Of course, the striker issue was the most overt of concerns and had to be addressed. How could it not be when Demba Ba and Fernando Torres managed five Premier League goals apiece last season and the bench of the bunch – Samuel Eto’o – didn’t register once away from Stamford Bridge. But there was always a suspicion that the limitations of Chelsea’s attacking play were apparent even before the ball reached the 18-yard box.
It wasn’t merely that quality chances were being missed. After all, Eto’o’s movement inside the area remains high quality. It was that ideas seemed to be lacking. When denied space in which to counter-attack, the approach involved lots of stroking the ball from side to side before sending crosses into the centre of merely hoping for a moment of magic from Eden Hazard.

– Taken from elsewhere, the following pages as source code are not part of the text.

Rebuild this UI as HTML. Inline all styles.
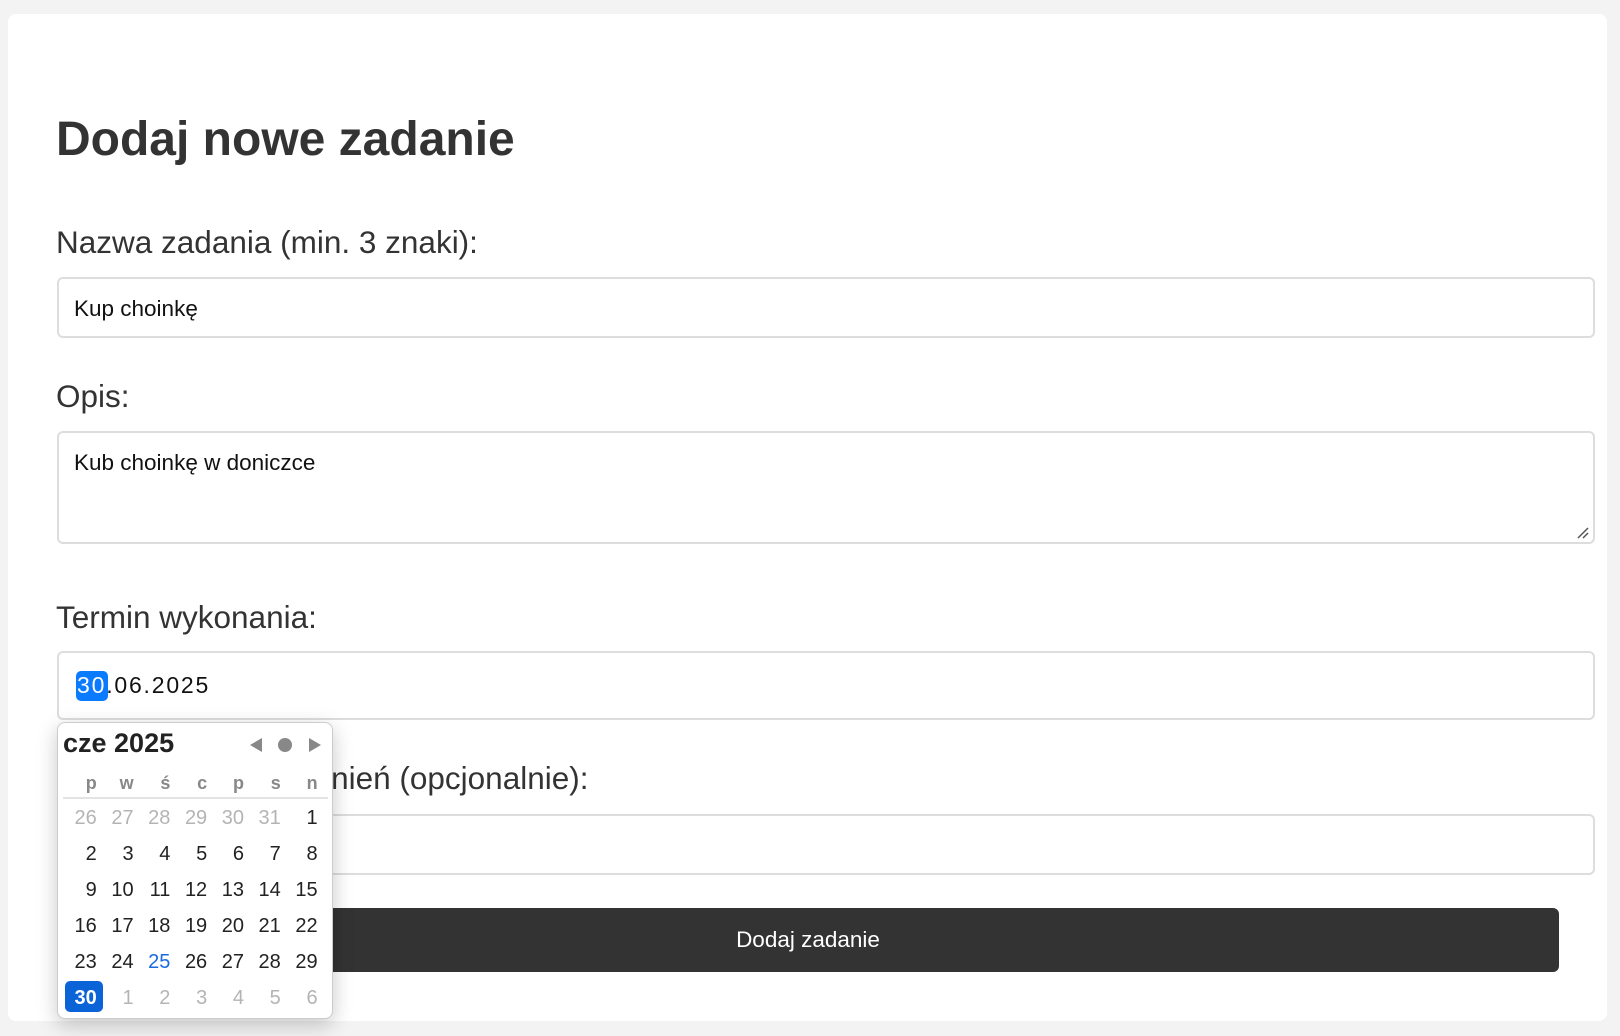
<!DOCTYPE html>
<html><head><meta charset="utf-8"><style>
*{box-sizing:border-box;margin:0;padding:0}
body{width:1620px;height:1036px;background:#f3f3f3;font-family:"Liberation Sans",Arial,sans-serif;color:#333;position:relative;overflow:hidden}
.card{position:absolute;left:8px;top:14px;width:1599px;height:1007px;background:#fff;border-radius:8px}
.abs{position:absolute}
h1{position:absolute;left:56px;top:112px;font-size:48px;font-weight:bold;color:#333}
.lbl{position:absolute;left:56px;font-size:31.5px;color:#333}
.inp{position:absolute;left:57px;width:1538px;border:2px solid #ddd;border-radius:6px;background:#fff}
.txt{position:absolute;left:74px;font-size:22.5px;color:#111}
.btn{position:absolute;left:57px;top:908px;width:1502px;height:64px;background:#333;border-radius:6px;color:#fff;font-size:22.5px;text-align:center;line-height:64px}
.pop{position:absolute;left:57px;top:722px;width:276px;height:297px;background:#fff;border:1px solid #ccc;border-radius:8px;box-shadow:0 6px 20px rgba(0,0,0,.22);font-size:20px}
.row{position:absolute;left:2px;height:36px;line-height:36px;display:flex}
.row span{width:36.8px;text-align:right;color:#222}
.g{color:#b4b4b4!important}
.wd span{color:#888;font-weight:bold;font-size:18px}
</style></head><body>
<div class="card"></div>
<h1>Dodaj nowe zadanie</h1>
<div class="lbl" style="top:224px">Nazwa zadania (min. 3 znaki):</div>
<div class="inp" style="top:277px;height:61px"></div>
<div class="txt" style="top:296px">Kup choinkę</div>
<div class="lbl" style="top:378px">Opis:</div>
<div class="inp" style="top:431px;height:113px"></div>
<div class="txt" style="top:450px">Kub choinkę w doniczce</div>
<svg class="abs" style="left:1576px;top:526px" width="14" height="14"><path d="M2 12L12 2M7 12L12 7" stroke="#555" stroke-width="1.5"/></svg>
<div class="lbl" style="top:599px">Termin wykonania:</div>
<div class="inp" style="top:651px;height:69px"></div>
<div class="abs" style="left:76px;top:671px;width:32px;height:30px;background:#0a7aff;border-radius:5px"></div>
<div class="abs" style="left:77px;top:672px;font-size:23px;letter-spacing:1.8px;color:#111"><span style="color:#fff">30</span>.06.2025</div>
<div class="lbl" style="top:760px;text-indent:79px">Data przypomnień (opcjonalnie):</div>
<div class="inp" style="top:814px;height:61px"></div>
<div class="btn">Dodaj zadanie</div>
<div class="pop">
 <div class="abs" style="left:5px;top:5px;font-size:27px;font-weight:bold;color:#222">cze 2025</div>
 <svg class="abs" style="left:192px;top:14px" width="80" height="16"><path d="M0 8L12 1V15Z" fill="#888"/><circle cx="35" cy="8" r="7" fill="#888"/><path d="M59 1L71 8L59 15Z" fill="#888"/></svg>
 <div class="row wd" style="top:42px"><span>p</span><span>w</span><span>ś</span><span>c</span><span>p</span><span>s</span><span>n</span></div>
 <div class="abs" style="left:5px;top:74px;width:265px;height:2px;background:#e3e3e3"></div>
 <div class="row" style="top:77px"><span class="g">26</span><span class="g">27</span><span class="g">28</span><span class="g">29</span><span class="g">30</span><span class="g">31</span><span>1</span></div>
 <div class="row" style="top:113px"><span>2</span><span>3</span><span>4</span><span>5</span><span>6</span><span>7</span><span>8</span></div>
 <div class="row" style="top:149px"><span>9</span><span>10</span><span>11</span><span>12</span><span>13</span><span>14</span><span>15</span></div>
 <div class="row" style="top:185px"><span>16</span><span>17</span><span>18</span><span>19</span><span>20</span><span>21</span><span>22</span></div>
 <div class="row" style="top:221px"><span>23</span><span>24</span><span style="color:#1a6be0">25</span><span>26</span><span>27</span><span>28</span><span>29</span></div>
 <div class="abs" style="left:7px;top:258px;width:38px;height:31px;background:#0a64d8;border-radius:5px"></div>
 <div class="row" style="top:257px"><span style="color:#fff;font-weight:bold">30</span><span class="g">1</span><span class="g">2</span><span class="g">3</span><span class="g">4</span><span class="g">5</span><span class="g">6</span></div>
</div>
</body></html>
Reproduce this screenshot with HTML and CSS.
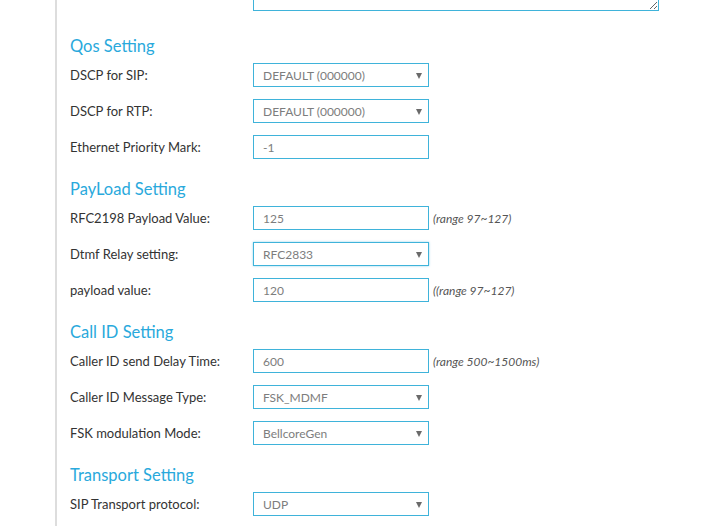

Those line-breaking passes, the ability to see and execute a forward pass that takes opponents out of the game, were missing. These are the types of passes that make a difference and against deep and congested defences that sort of delivery has to come quickly in order to be effective. In that respect, Burnley always looked likely to provide an intriguing case study for this new-look Chelsea team.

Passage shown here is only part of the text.